A rare moment of outside play in these last few weeks of Winter
I have missed the last two Moms of Multiples Exchange Sales in my club and after Christmas/Twyn Birthday we were brimming over with baby toys. I had to sell. It was not an option. And therefore I had to learn our new electronic system of tagging, and while I was at it, I just usually volunteer to work the whole sale day. So between consolidating our stuff, entering it into the system, prepping it and tagging it, transporting it, loading it in, working the sale and cleaning up, it took another week of my whatever-time-I-could-apply-to-it. That was March 8th.

My car loaded up for the sale. And I had an *almost* empty return trip!
So I had already ranted about the lack of auditions I've been able to complete this season. January/February/March are usually a hotbed of activity as the local theatres prepare and audition for the next year's WHOLE season. Well not a lot of roles/plays applied to my skillset/look/age, and the one thing I was holding out for: Dolly Parton's 9 to 5: the musical, to be produced at the Walnut, had filled up all of its audition slots even though I called the minute I got the email. So fine. I used one of my "no's" of "14 in 2014" [I'm up to 4 now woohoo] and told them I didn't want to be put on the standby list. Lo and behold, I got a call two weeks later that there was a cancellation and I will be able to audition. So of course I couldn't say no. That'll be March 31st.

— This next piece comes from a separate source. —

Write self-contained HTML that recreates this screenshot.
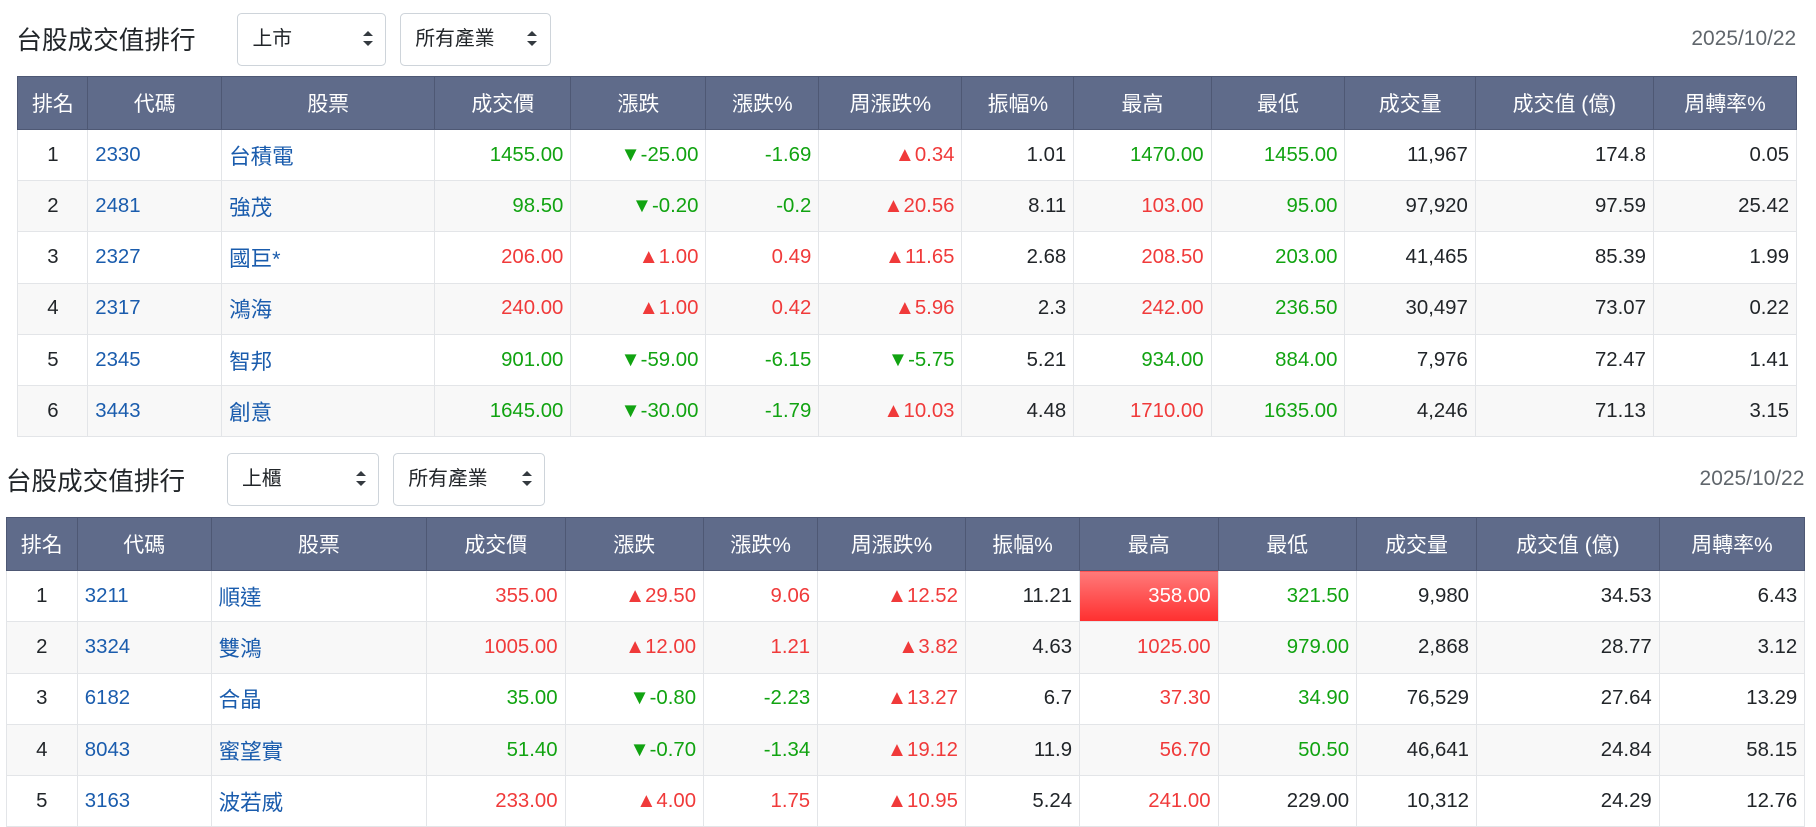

So needless to say I'm behind on the quilts and Broad Street. But you know me, I'll catch up real quick! 

I have a few more posts coming your way...hubby and I hit Valley Forge Casino on a date night and my bestie and I tried a Fluid Cycling spin class today! We've had some piano lesson ups and downs, and we hit the Please Touch Museum for the 'last' time as members...I REGISTERED THE TWYNS FOR KINDERGARTEN, UGH!...life goes on...And as you know, I always have an opinion...

;) 

How about you? 
Ever say no, only to have that thing come right back atcha!?!